As John looks at the crowd, he notices that they’ve all got palm branches in their hands.. Palm branches should remind you of something else: Palm Sunday. Palm branches were also used in celebrations when a conquering king returned home victorious. When Jesus came on a donkey into Jerusalem, he was hailed as King, the Son of David! Here, this enormous multi-ethnic crowd of saints is celebrating a victory.
And they’re singing a victory song. They sing a song to God and to the Lamb. Even the Angels themselves join in with a heavenly “Glory be to God on High!” Earlier John reported, “I saw a Lamb standing as though it had been slain.” (Rev. 5:6). God himself has become a man and has suffered worse than anyone else, and by his suffering and death victory has been won.
“Around the throne of David, the saints from care released raise loud their songs of triumph to celebrate the feast. They sing to Christ their leader, who conquered in the fight, who won for them forever their gleaming robes of white.” (Jerusalem the Golden, LSB 672, Stanza 3).
So what do the saints do in heaven? They celebrate. The sing the songs of victory. They remember what God has done for them. They are part of the most amazing Divine Service that ever shall be.
They are Under God’s Care
Palm branches were also used in the ancient Feast of Tabernacles. It commemorated God’s care for the Israelites during their forty years in the wilderness, and afterwards God’s continual care of them every day. One main features of the feast was carrying palm branches (cf. Neh. 8:14–17). That is part of the imagery which John is using here. Life is like being in a wilderness. The troubles of the wilderness are over, Now, the Church has entered the true promised-land.

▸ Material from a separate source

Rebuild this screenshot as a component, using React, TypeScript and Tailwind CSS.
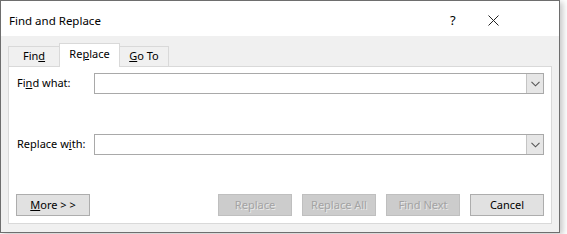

We have to travel through the wilderness of life, but if we trust in Jesus our Lord, we will then find ourselves in God’s throne room, in the heavenly temple, worshiping in the ultimate Divine Service. The saints in heaven do not want for anything. They are under the care of God. They no longer are plagued with hunger or thirst. They don’t get worn out because of the stress of this life.
The saints in heaven, no longer have any tears. One poet used to say he could never read this without tears. Think of it, dear brothers and sisters. Think of what life is now—a place of tears—and think that we are promised a place where tears will be no more. The only tears you’ll have in heaven are tears of joy. But there is one more unspeakable joy that come this text tells of about Heaven. We have the very presence and love of the Lord Jesus Christ. He will dwell among us himself. Those who have died in the faith have this blessing: Jesus Christ shall be like a tent to cover them, like a Shepherd to feed them, like a Guide to lead them to fountains of living water. The tears, and sorrows, sufferings and trials of this life are gone. God wipes them all away. He comforts the saints and in his presence, there is fullness of joy forever more. That’s the hope which is yours through Christ Jesus, the lamb who was slain for you.
Do you have loved ones in heaven? Rejoice for them, because they are far better off than we are. The question is: are we on the way there ourselves? For it won’t be long now. Rest will come. The One who began a good work in us will bring it to completion. One day the bell will toll for us, and we will rejoice in the victory of death, the victory of Jesus, and all those who are left behind will rejoice for us. Death will give way to life, tears will give way to joy, sin with give way to bliss, and, dear saints, until that day, fix your eyes on Jesus, the founder and perfecter of our faith, who for the joy that was set before him endured the cross, despising the shame, and is seated at the right hand of the throne of God.
And now may the peace of God, which passes all understanding, keep our hearts and our minds in Christ Jesus our Lord, to life everlasting. Amen.